Along the line, after years of intense elite bickering, military coups, a civil war, electoral manipulation and fraud, those common values, yearnings and aspirations have become lost on both leaders and followers in Nigeria. A typical manifestation of this phenomenon is that some Nigerians, from students and civil servants to public office holders cannot recite the national anthem or the national pledge. The basic philosophy of our Nigerian-ness after more than 5 decades has become lost amidst the rubble of crippling poverty, increasing inequality between the haves and the have-nots, the dearth and near collapse of infrastructure, alarming level of insecurity, intensification of ethnic, regional and religious cleavages and animosity amongst citizens, infamous bad leadership and scandalous corruption.
All these have culminated in a political leadership that is confused, mediocre and grossly inefficient populated by a corrupt, self-seeking, and fractured political elite devoid of patriotism, nationalistic pride and sovereignty as the recent batch of Wikileaks cables on Nigeria have revealed.

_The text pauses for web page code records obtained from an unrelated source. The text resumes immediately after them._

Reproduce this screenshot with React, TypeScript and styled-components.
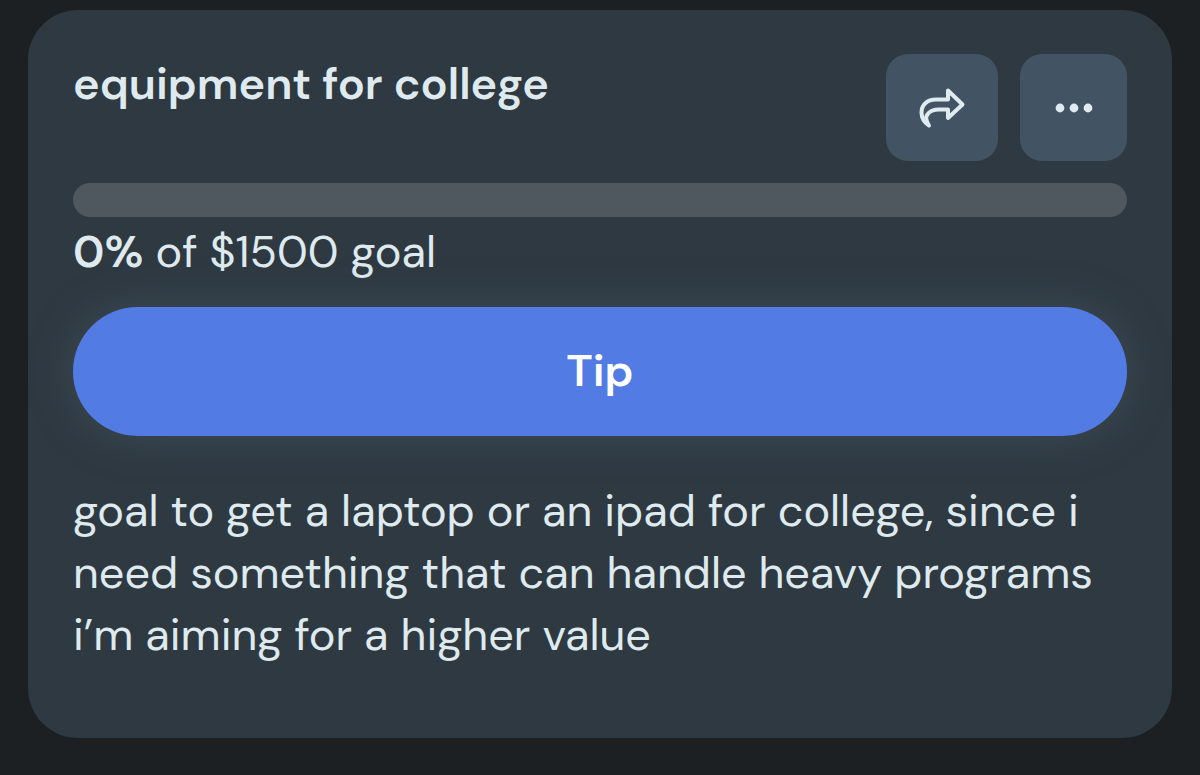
import React from "react";
import styled, { createGlobalStyle } from "styled-components";

const GlobalStyle = createGlobalStyle`
  *, *::before, *::after { box-sizing: border-box; }
  html { background: #1c2023; }
  body {
    margin: 0;
    background: #1c2023;
    color: #dfeaee;
    font-family: "DM Sans", "Open Sans", sans-serif;
    font-size: 45px;
    line-height: 62px;
  }
`;

const Page = styled.main`
  padding: 10px 28px 36px;
`;

const Card = styled.article`
  display: flex;
  flex-direction: column;
  padding: 44px 45px 72px;
  border-radius: 50px;
  background: #2e3942;
`;

const Header = styled.header`
  display: flex;
  justify-content: space-between;
  align-items: flex-start;
  gap: 22px;
`;

const Title = styled.h1`
  margin: 0;
  font-size: 45px;
  line-height: 60px;
  font-weight: 600;
`;

const Actions = styled.div`
  display: flex;
  flex: none;
  gap: 22px;
`;

const IconButton = styled.button<{ $wide?: boolean }>`
  display: flex;
  align-items: center;
  justify-content: center;
  width: ${({ $wide }) => ($wide ? 112 : 107)}px;
  height: 107px;
  padding: 0;
  border: 0;
  border-radius: 22px;
  background: #425463;
  color: #dfeaf1;
  cursor: pointer;
`;

const Track = styled.div`
  height: 34px;
  margin-top: 22px;
  overflow: hidden;
  border-radius: 17px;
  background: #4f585f;
`;

const Fill = styled.div`
  height: 100%;
  background: #527ce4;
`;

const GoalText = styled.p`
  margin: 4px 0 24px;
`;

const Percent = styled.strong`
  font-weight: 600;
`;

const TipButton = styled.button`
  height: 129px;
  padding: 0 45px 2px;
  border: 0;
  border-radius: 65px;
  background: #527ce4;
  box-shadow: 0 0 45px rgba(90, 104, 112, 0.4);
  color: #ffffff;
  font: inherit;
  font-weight: 600;
  cursor: pointer;
`;

const Description = styled.p`
  margin: 44px 0 0;
`;

const ShareIcon = () => (
  <svg width="48" height="44" viewBox="0 0 48 44" fill="none" aria-hidden="true">
    <path
      d="M30 4.500 L44.500 18.500 L30 32 V23.500 H20.500 C12 23.500 7 29 8.500 34 C9 36.500 10 38 11 39.500 C5.500 36 3.500 31 3.500 26.500 C3.500 19 9 13.500 18 13.500 H30 Z"
      stroke="currentColor"
      strokeWidth="4"
      strokeLinejoin="round"
      strokeLinecap="round"
    />
  </svg>
);

const MoreIcon = () => (
  <svg width="38" height="10" viewBox="0 0 38 10" fill="currentColor" aria-hidden="true">
    <circle cx="5" cy="5" r="4.400" />
    <circle cx="19" cy="5" r="4.400" />
    <circle cx="33" cy="5" r="4.400" />
  </svg>
);

const percent = 0;

export default function App() {
  return (
    <>
      <GlobalStyle />
      <Page>
        <Card>
          <Header>
            <Title>equipment for college</Title>
            <Actions>
              <IconButton type="button" $wide aria-label="Share">
                <ShareIcon />
              </IconButton>
              <IconButton type="button" aria-label="More options">
                <MoreIcon />
              </IconButton>
            </Actions>
          </Header>
          <Track role="progressbar" aria-label="Goal progress" aria-valuenow={percent} aria-valuemin={0} aria-valuemax={100}>
            <Fill style={{ width: `${percent}%` }} />
          </Track>
          <GoalText>
            <Percent>{percent}%</Percent> of $1500 goal
          </GoalText>
          <TipButton type="button">Tip</TipButton>
          <Description>
            goal to get a laptop or an ipad for college, since i need something that can handle heavy programs i’m aiming for a higher value
          </Description>
        </Card>
      </Page>
    </>
  );
}
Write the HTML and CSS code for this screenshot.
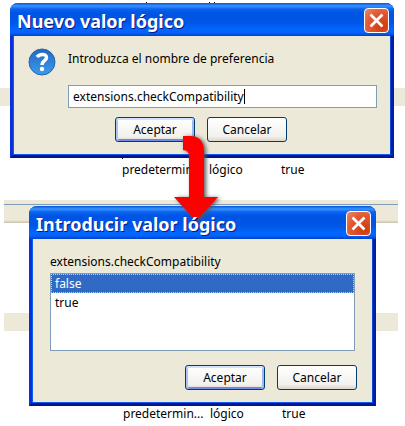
FILE: index.html
```html
<!DOCTYPE html>
<html lang="es">
<head>
  <meta charset="UTF-8" />
  <meta name="viewport" content="width=device-width, initial-scale=1.0"/>
  <title>Nuevo valor lógico</title>
  <link rel="stylesheet" href="styles.css">
</head>
<body>
  <main class="steps">
    <section class="step step-name">
      <form class="dialog">
        <header class="titlebar">
          <h2>Nuevo valor lógico</h2>
          <button type="button" class="close" aria-label="Cerrar">
            <svg viewBox="0 0 25 25"><path d="M6 6 L19 19 M19 6 L6 19"/></svg>
          </button>
        </header>
        <div class="content prompt">
          <svg class="question" viewBox="0 0 28 28">
            <defs>
              <linearGradient id="ball" x1="0" y1="0" x2="0" y2="1">
                <stop offset="0" stop-color="#2468c4"/>
                <stop offset="1" stop-color="#3b9bec"/>
              </linearGradient>
            </defs>
            <circle cx="14" cy="14" r="13" fill="url(#ball)" stroke="#2a62b4"/>
            <path d="M9 9 C11 6 18.500 5 18.500 9.500 C18.500 13 14 12.500 14 17" fill="none" stroke="#fff" stroke-width="3.500"/>
            <circle cx="14" cy="21" r="2.200" fill="#fff"/>
          </svg>
          <div class="field">
            <label for="pref">Introduzca el nombre de preferencia</label>
            <input type="text" id="pref" value="extensions.checkCompatibility" />
          </div>
        </div>
        <div class="buttons center">
          <button type="submit" class="btn default">Aceptar</button>
          <button type="button" class="btn">Cancelar</button>
        </div>
      </form>
      <div class="row">
        <span>predetermin...</span>
        <span>lógico</span>
        <span>true</span>
      </div>
      <svg class="arrow" viewBox="0 0 50 90">
        <path d="M10 2 H17 Q31 2 31 18 V63 H45 L23 87 L1 63 H16 V22 Q16 16 10 16 Z"/>
      </svg>
    </section>

    <section class="step step-value">
      <form class="dialog">
        <header class="titlebar">
          <h2>Introducir valor lógico</h2>
          <button type="button" class="close" aria-label="Cerrar">
            <svg viewBox="0 0 25 25"><path d="M6 6 L19 19 M19 6 L6 19"/></svg>
          </button>
        </header>
        <div class="content">
          <label for="value">extensions.checkCompatibility</label>
          <select id="value" size="4">
            <option selected>false</option>
            <option>true</option>
          </select>
        </div>
        <div class="buttons end">
          <button type="submit" class="btn default">Aceptar</button>
          <button type="button" class="btn">Cancelar</button>
        </div>
      </form>
      <div class="row">
        <span>predetermin...</span>
        <span>lógico</span>
        <span>true</span>
      </div>
    </section>
  </main>
</body>
</html>
```
FILE: styles.css
```css
* {
  box-sizing: border-box;
}

body {
  margin: 0;
  background: #fff;
  color: #000;
  font-family: 'Noto Sans', sans-serif;
  font-size: 12px;
  line-height: 16px;
}

.steps {
  overflow: hidden;
}

.step {
  position: relative;
}

.step-name {
  padding: 3px 11px 19px 10px;
  background:
    linear-gradient(#000, #000) 146px 2px / 1px 1px no-repeat,
    linear-gradient(#000, #000) 209px 2px / 1px 1px no-repeat,
    linear-gradient(#000, #000) 214px 2px / 1px 1px no-repeat,
    linear-gradient(#000, #000) 122px 158px / 1px 1px no-repeat,
    linear-gradient(#ece9d8, #ece9d8) 0 88px / 100% 18px no-repeat;
}

.step-value {
  margin: 0 7px 0 4px;
  padding: 6px 22px 0 25px;
  background:
    linear-gradient(#7f9db9, #7f9db9) 0 4px / 100% 1px no-repeat,
    linear-gradient(#ece9d8 20px, #d8d2bd 22px, #c4bda5 23px) 0 0 / 100% 23px no-repeat,
    linear-gradient(#ece9d8, #ece9d8) 0 113px / 100% 18px no-repeat;
}

.dialog {
  border: 3px solid;
  border-color: #0842d8 #001ea0 #001390 #0831d9;
  border-top: 0;
  border-radius: 8px 8px 0 0;
  background: #ece9d8;
  box-shadow: inset 1px -1px #0f5cec, inset -1px 0 #0a48d8;
}

.titlebar {
  display: flex;
  align-items: center;
  justify-content: space-between;
  height: 33px;
  margin: 0 -3px;
  padding: 2px 5px 0 7px;
  border-radius: 8px 8px 0 0;
  background: linear-gradient(#0855dd, #3a93ff 3px, #0a63ee 6px, #0054e3 10px, #0055e5 19px, #0266ff 27px, #0262fa 30px, #0040c8);
}

/* the title stays readable over the tip of the arrow */
.titlebar h2 {
  position: relative;
  z-index: 2;
  margin: 0;
  color: #fff;
  font-size: 18px;
  line-height: 24px;
  text-shadow: 1px 1px #0a1883;
}

.close {
  width: 25px;
  height: 25px;
  padding: 0;
  border: 1px solid #fff;
  border-radius: 4px;
  background: radial-gradient(circle at 75% 75%, #cf3a0c, #e35a35 60%, #ea8a6d);
}

.close svg {
  display: block;
  width: 23px;
  height: 23px;
}

.close path {
  fill: none;
  stroke: #fff;
  stroke-width: 3;
}

.content {
  padding: 13px 18px 0;
}

.prompt {
  display: flex;
  gap: 12px;
  padding: 12px 14px 0 15px;
}

.question {
  flex: none;
  width: 28px;
  height: 28px;
}

.field {
  flex: 1;
}

.field label,
.content > label {
  display: block;
  padding-top: 2px;
}

.field label {
  padding-top: 3px;
}

.field input {
  width: 100%;
  height: 23px;
  margin-top: 18px;
  padding: 0 4px;
  border: 1px solid #7f9db9;
  background: linear-gradient(#000, #000) 175px 3px / 1px 15px no-repeat #fff;
  color: #000;
  font: inherit;
}

.content select {
  display: block;
  width: 100%;
  height: 78px;
  margin-top: 3px;
  padding: 0;
  border: 1px solid #7f9db9;
  border-radius: 0;
  background: #fff;
  color: #000;
  font: inherit;
  overflow: hidden;
}

.content option {
  height: 19px;
  padding: 1px 4px;
  line-height: 17px;
}

.content option:checked {
  outline: 1px dotted #f5d34a;
  outline-offset: -1px;
  background: linear-gradient(#316ac5, #316ac5);
  color: #fff;
  -webkit-text-fill-color: #fff;
}

.buttons {
  display: flex;
  gap: 12px;
  padding: 9px 18px 13px 16px;
}

.center {
  justify-content: center;
}

.end {
  justify-content: flex-end;
  padding: 14px 16px 13px;
}

.btn {
  width: 80px;
  height: 25px;
  padding: 0;
  border: 1px solid #003c74;
  border-radius: 3px;
  background: linear-gradient(#fff, #f2f1ec 80%, #dcd6cb);
  color: #000;
  font: inherit;
}

.default {
  box-shadow: inset 0 2px #cee0fb, inset 2px 0 #a9c4f3, inset -2px 0 #a0b8ee, inset 0 -2px #6d8be6;
}

.row {
  display: grid;
  grid-template-columns: 87px 72px 1fr;
  padding: 4px 0 3px 112px;
}

.step-value .row {
  padding: 0 0 4px 94px;
}

.arrow {
  position: absolute;
  top: 134px;
  left: 173px;
  z-index: 1;
  width: 50px;
  height: 90px;
  overflow: visible;
  filter: drop-shadow(2px 1px 2px #555);
}

.arrow path {
  fill: #f00;
}
```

This leadership and elite have not only resulted in weak and dysfunctional state institutions but also a followership which in the absence of effective and inspiring leadership is distrustful of such leadership, and is mutually antagonistic of one another; a followership bedevilled by poverty, inequality, marginalization and a sense of injustice that is increasingly becoming desperate, disillusioned and militant. The militant and violent Movement for the Emancipation of Niger-Delta (MEND) recently warned Nigerians to steer clear of Independence Day celebrations in Abuja because it claimed it was planning a bomb attack.
A leadership which lacks nationalism and patriotism similarly inspires a followership that has little nationalistic pride and devotion. For several years many Nigerians, save the ones in government who have to participate in official protocol, hardly genuinely participate in the Independence Day celebrations. What celebrations can you participate-in when there is hardly power (electricity), when several bombs have gone-off in various parts of a city, when you are grieving over the loss of a relative or friend who died in a ghastly road accident, when newspaper headlines are daily screaming with sordid salacious stories of government corruption and inefficiency, when parents have several graduates loitering aimlessly at home unemployed and where university students nurse a perpetual mortal fear of finding themselves stranded, unemployed in the labour market?
Interestingly, while acknowledging many of these enormous problems, one basic fact which most Nigerians fail to recognize or prefer to (willingly) overlook is our role in it all. It has almost become an automatic reflexive action for everyone to quickly attribute Nigeria’s problems to bad leadership (which is not under dispute). It is almost a comical irony to read the transcript of interviews with some legislators, ministers or other public office holders and hear them complain about bad leadership as the bane of Nigeria’s problems forgetting that they actually constitute such “leadership”. It is as though the concept of leadership in this context has assumed the notion of a nebulous, abstract bogey-monster which provides an escapist punching bag for us to blame for our woes. In our eagerness to blame “bad leadership”, we conveniently forget that those leaders are not foreigners or aliens, but are part and parcel of our society – they were once ordinary citizens like us and are an embodiment of the nature, the pulse and attitude of our society. We fail to remember that if we want our leaders to change, we need to change our ways, our mindset and re-assess our aspirations so that the leaders will reflect those values and when they falter or waver we make them (or pressure them) to toe those lines.
After 51 years of “independence” and over 12 years of democracy we are yet to accept that change has to come from within all of us. If we have forgotten or we no longer respect the philosophy and common values that bind us together, if we have relegated our yearnings and aspirations for a developed, progressing, stable and effectively governed and democratic Nigeria where everyone is equal and can realize their full potentials, then how do we expect our leaders to be any different from us and miraculously have the much desired “interest of the nation at heart”?
As Nigeria marks 51 years since independence, we need to embark on a sober reflection of what Nigeria means to each of us, and what role we have played and are playing in the state of Nigeria today. A nation is built when it’s constituent inhabitants recognize the common values and aspirations they share despite their differences and how crucial it is to safeguard and protect those ideals in every sphere of life. Until we recognize and embrace that, our march towards nation-hood will continue faltering.